Friday, October 17, 2008

Japanese people don't hold very many erections.

Where to start today off (I'll confer with my notes...): DRUG-TOWN STORY! At some point a little over a week ago (or maybe exactly one week ago), another fella and I were at DrugTown on 42nd & University collecting snacks. After grabbing chips, cookies, and drink (the perfect snack-time combination, imo) we proceeded to the check-out lanes. At the cashier was a large and obviously drunken, black man (the comma makes it not a stereotype!); I'll call him Joe Six-Pack. He was very excited about Barack Obama, yelling things like "HOPE, MOTHERFUCKER!" at the man behind him in line. A man who was clad in casual gear (black athletic shorts and slightly large t-shirt... flip-flops) and had a cart full of some random junk (I don't recall what was in his cart). I'll call him Joe the Plumber. Six-Pack was taking forever in line as his credit card wouldn't run, so he had plenty of time to make this situation very awkward. It might've been much worse if PJ (Plumber Joe) were not a Barack Obama supporter as well (or intelligently non-confrontational in his situation).
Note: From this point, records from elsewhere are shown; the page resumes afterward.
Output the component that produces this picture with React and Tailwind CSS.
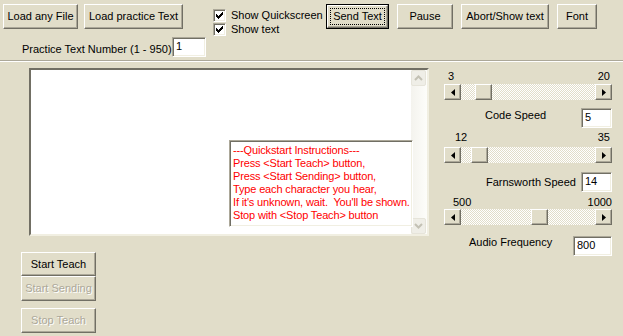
import React from 'react';

const raised =
  'border border-t-white border-l-white border-b-[#716f64] border-r-[#716f64] shadow-[inset_-1px_-1px_0_#aca899]';
const sunken =
  'border border-t-[#aca899] border-l-[#aca899] border-b-white border-r-white shadow-[inset_1px_1px_0_#716f64,inset_-1px_-1px_0_#f1efe2]';

const Btn = ({ children, className = '', disabled }) => (
  <div className={`flex items-center justify-center bg-[#e1ddc9] ${raised} ${className}`}>
    <span className={disabled ? 'text-[#aca899] [text-shadow:1px_1px_0_#ffffff]' : ''}>{children}</span>
  </div>
);

const Check = ({ label }) => (
  <div className="flex h-[14px] items-center">
    <div className={`flex h-[13px] w-[13px] items-center justify-center bg-white ${sunken}`}>
      <svg width="7" height="7" viewBox="0 0 7 7">
        <path d="M0 2h1v1h1v1h1V3h1V2h1V1h1V0h1v3H6v1H5v1H4v1H3v1H2V6H1V5H0z" fill="#000" />
      </svg>
    </div>
    <span className="ml-[5px] leading-[13px]">{label}</span>
  </div>
);

const Field = ({ value, className = '' }) => (
  <div className={`bg-white pl-[3px] pt-[2px] leading-[13px] text-black ${sunken} ${className}`}>{value}</div>
);

const Arrow = ({ dir }) => (
  <div className={`flex h-[16px] w-[17px] shrink-0 items-center justify-center bg-[#e1ddc9] ${raised}`}>
    <svg width="4" height="7" viewBox="0 0 4 7">
      {dir === 'left' ? <path d="M4 0v7L0 3.5z" fill="#000" /> : <path d="M0 0v7l4-3.5z" fill="#000" />}
    </svg>
  </div>
);

const HScroll = ({ min, max, value }) => {
  const left = Math.round(((value - min) / (max - min)) * (134 - 17));
  return (
    <div className="flex h-[16px] w-[168px]">
      <Arrow dir="left" />
      <div className="relative flex-1 bg-[repeating-conic-gradient(#ffffff_0%_25%,#e1ddc9_0%_50%)] bg-size-[2px_2px]">
        <div style={{ left }} className={`absolute top-0 h-[16px] w-[17px] bg-[#e1ddc9] ${raised}`} />
      </div>
      <Arrow dir="right" />
    </div>
  );
};

const XpBtn = ({ up }) => (
  <div className="flex h-[16px] w-[15px] items-center justify-center rounded-[2px] border border-[#e6e4da] bg-[#efeee7]">
    <svg width="9" height="6" viewBox="0 0 9 6">
      <path d={up ? 'M1 5l3.5-3.5L8 5' : 'M1 1l3.5 3.5L8 1'} stroke="#c3c1b4" strokeWidth="2" fill="none" />
    </svg>
  </div>
);

const quickstart = [
  '---Quickstart Instructions---',
  'Press <Start Teach> button,',
  'Press <Start Sending> button,',
  'Type each character you hear,',
  "If it's unknown, wait.  You'll be shown.",
  'Stop with <Stop Teach> button',
];

export default function App() {
  return (
    <div className="h-[336px] w-[623px] overflow-hidden bg-[#e1ddc9] font-['Liberation_Sans',Arial,sans-serif] text-[11px] text-black">
      <div className="flex h-[29px] items-start pl-[3px] pt-[4px]">
        <Btn className="h-[25px] w-[75px]">Load any File</Btn>
        <Btn className="ml-[6px] h-[25px] w-[99px]">Load practice Text</Btn>
        <div className="ml-[30px] flex w-[113px] flex-col pt-[4px]">
          <Check label="Show Quickscreen" />
          <Check label="Show text" />
        </div>
        <div className="flex h-[25px] w-[63px] border border-black bg-[#e1ddc9]">
          <div className={`flex flex-1 items-center justify-center p-[2px] ${raised}`}>
            <div className="flex h-full w-full items-center justify-center border border-dotted border-black">Send Text</div>
          </div>
        </div>
        <Btn className="ml-[8px] h-[25px] w-[56px]">Pause</Btn>
        <Btn className="ml-[8px] h-[25px] w-[88px]">Abort/Show text</Btn>
        <Btn className="ml-[8px] h-[25px] w-[40px]">Font</Btn>
      </div>

      <div className="mt-[8px] flex items-end pl-[22px]">
        <span className="w-[150px] pb-[1px] leading-[13px]">Practice Text Number (1 - 950)</span>
        <Field value="1" className="h-[20px] w-[34px]" />
      </div>

      <div className="mt-[3px] h-px bg-[#aca899]" />
      <div className="h-px bg-white" />

      <div className="flex">
        <div className="flex w-[429px] flex-col pl-[21px]">
          <div className="relative ml-[8px] mt-[6px] flex h-[168px] w-[400px] border-2 border-t-[#716f64] border-l-[#716f64] border-b-[#f1efe2] border-r-[#f1efe2] bg-white">
            <div className="flex-1" />
            <div className="flex w-[16px] flex-col justify-between bg-[linear-gradient(to_right,#f4f3ee,#fdfdfa)]">
              <XpBtn up />
              <XpBtn />
            </div>
            <div className={`absolute left-[198px] top-[70px] h-[87px] w-[184px] bg-white pl-[3px] pt-[3px] tracking-[-0.15px] text-[#ff0000] ${sunken}`}>
              {quickstart.map((line) => (
                <div key={line} className="whitespace-pre leading-[13px]">
                  {line}
                </div>
              ))}
            </div>
          </div>
          <Btn className="mt-[16px] h-[24px] w-[75px]">Start Teach</Btn>
          <Btn disabled className="h-[25px] w-[75px]">Start Sending</Btn>
          <Btn disabled className="mt-[7px] h-[25px] w-[75px]">Stop Teach</Btn>
        </div>

        <div className="ml-[15px] flex w-[168px] flex-col">
          <div className="mt-[8px] flex h-[13px] justify-between leading-[13px]">
            <span className="pl-[4px]">3</span>
            <span className="pr-[2px]">20</span>
          </div>
          <div className="mt-[1px]">
            <HScroll min={3} max={20} value={5} />
          </div>
          <div className="mt-[8px] flex h-[20px] items-start">
            <span className="pl-[41px] pt-[1px] leading-[13px]">Code Speed</span>
            <Field value="5" className="ml-auto h-[20px] w-[31px]" />
          </div>
          <div className="mt-[3px] flex h-[13px] justify-between leading-[13px]">
            <span className="pl-[11px]">12</span>
            <span className="pr-[2px]">35</span>
          </div>
          <div className="mt-[3px]">
            <HScroll min={12} max={35} value={14} />
          </div>
          <div className="mt-[9px] flex h-[20px] items-center">
            <span className="pl-[42px] leading-[13px]">Farnsworth Speed</span>
            <Field value="14" className="ml-auto h-[20px] w-[31px]" />
          </div>
          <div className="mt-[4px] flex h-[13px] justify-between leading-[13px]">
            <span className="pl-[9px]">500</span>
            <span>1000</span>
          </div>
          <HScroll min={500} max={1000} value={800} />
          <div className="mt-[11px] flex h-[20px] items-start">
            <span className="pl-[25px] leading-[13px]">Audio Frequency</span>
            <Field value="800" className="ml-auto h-[20px] w-[39px]" />
          </div>
        </div>
      </div>
    </div>
  );
}
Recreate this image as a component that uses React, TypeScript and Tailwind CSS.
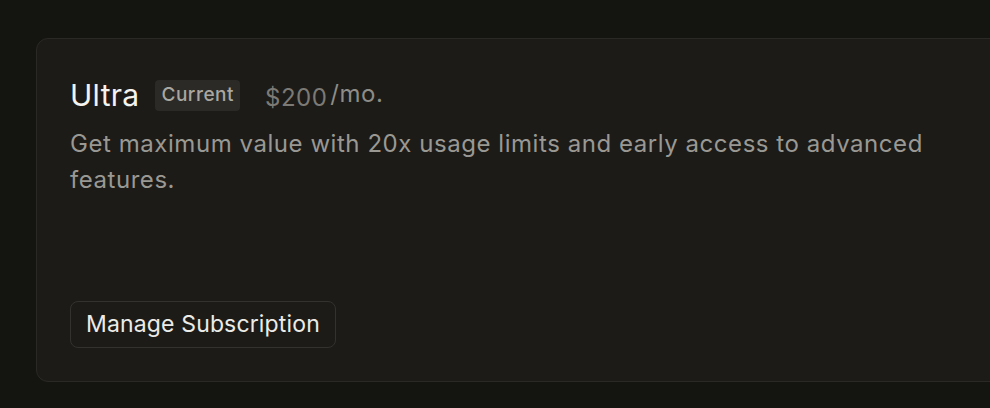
import React from "react";

const PlanCard: React.FC = () => (
  <section className="ml-[36px] mt-[38px] w-[1000px] h-[344px] shrink-0 rounded-[12px] border border-[#2a2925] bg-[#1c1b18] pl-[33px] pr-8 pt-[40px] pb-[33px] flex flex-col">
    <div className="flex items-center h-[32px]">
      <h2 className="text-[30px] leading-none text-[#f4f3ef] font-normal tracking-[0.3px]">
        Ultra
      </h2>
      <span className="ml-[16px] h-[31px] px-[6px] flex items-center rounded-[4px] bg-[#2b2a27] text-[19px] tracking-[0.5px] text-[#a9a7a1] font-medium">
        Current
      </span>
      <div className="ml-[25px] flex items-baseline">
        <span className="text-[24px] tracking-[0.5px] text-[#7c7a75] relative top-[3px]">$200</span>
        <span className="ml-[3px] text-[24px] tracking-[0.5px] text-[#8e8c87] relative -top-[1px]">/mo.</span>
      </div>
    </div>
    <p className="mt-[15px] text-[24px] leading-[36px] tracking-[0.55px] text-[#9a9893] max-w-[880px]">
      Get maximum value with 20x usage limits and early access to advanced features.
    </p>
    <div className="mt-auto">
      <button className="h-[47px] px-[15px] rounded-[8px] border border-[#33322e] bg-[#1c1b18] text-[23px] tracking-[0.15px] text-[#ecebe6]">
        Manage Subscription
      </button>
    </div>
  </section>
);

const App: React.FC = () => {
  return (
    <main
      className="w-[990px] h-[408px] overflow-hidden bg-[#141410] flex"
      style={{ fontFamily: "Inter, 'Noto Sans', sans-serif" }}
    >
      <PlanCard />
    </main>
  );
};

export default App;
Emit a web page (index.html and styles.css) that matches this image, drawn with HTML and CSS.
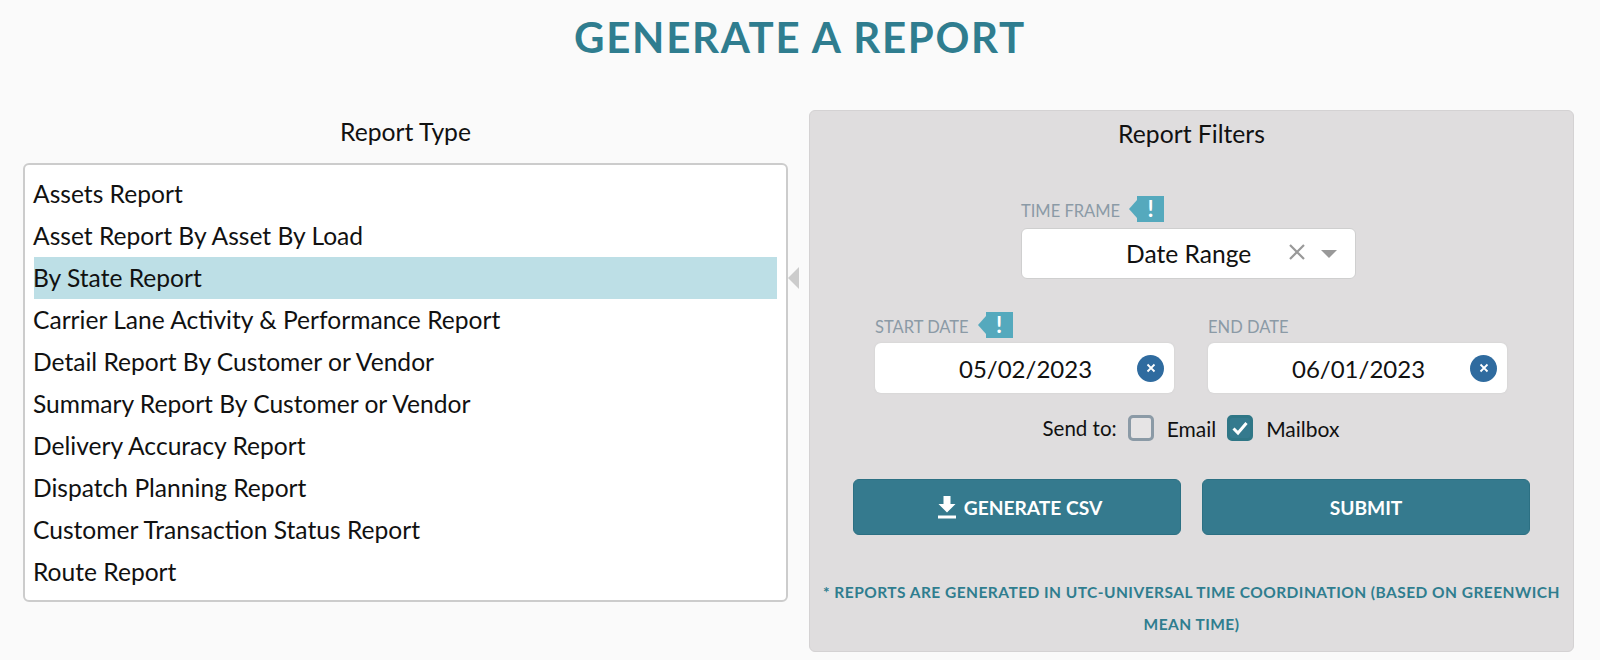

He nodded his head and told Joey Six'er that he was "preaching to the choir." The cashier continued to work on the CC-dialer issue, calling over another employee (obviously defeated in his life's trials) and finally, after maybe six minutes, got things up and going. Joe Six-Pack left the store "get'n out the vote" for Obama. The cashier continued to help Joe the Plumber and the cashier's co-worker opened the next register to help me and my buddy. Our cashier apologizes to us (not for his comb-over or pedephilic mustache) for the large, boisterous man... he told us "that one's a decent, good man." He then stopped and reflected a second (before asking me to pay my total) and said "I guess we've gotta ask ourselves, are we ready for President Biden?" I asked, "huh?" to which he replied, "I give it two months before somebody kills that muslim Obama, so we're basically electing Biden." I said, "that's a pretty sick view of our country, dontcha think?" "I'm just saying... I'm a Republican."
WTF.
I collected my change, grabbed my unbagged groceries, and left the store a bit in shock. This is the first time I've witnessed first-hand the type of ignorance I assume has majority in this country, in such a painfully unexpected moment (a late-night snack transaction).
Anyways, as a metaphoric epilogue... What if Joe Six-Pack in all of his excitement forgot to register to vote or Asgard-forbid he lives in Ohio and his vote never gets counted? What if Joe the Plumber says he's likes Obama, but actually intends to vote for the old white guy? What if our dumbass cashier or one of his cousin/wife's relatives actually attempt an assassination? UGHHHHHHH. While I trust in Biden's ability (last year I assumed the ticket would end up Biden-Obama), I'm excited for the symbol Barack Obama represents in this election... which if anything, is a symbol that the people are beginning to demand change. I hope the average Joes don't fail again.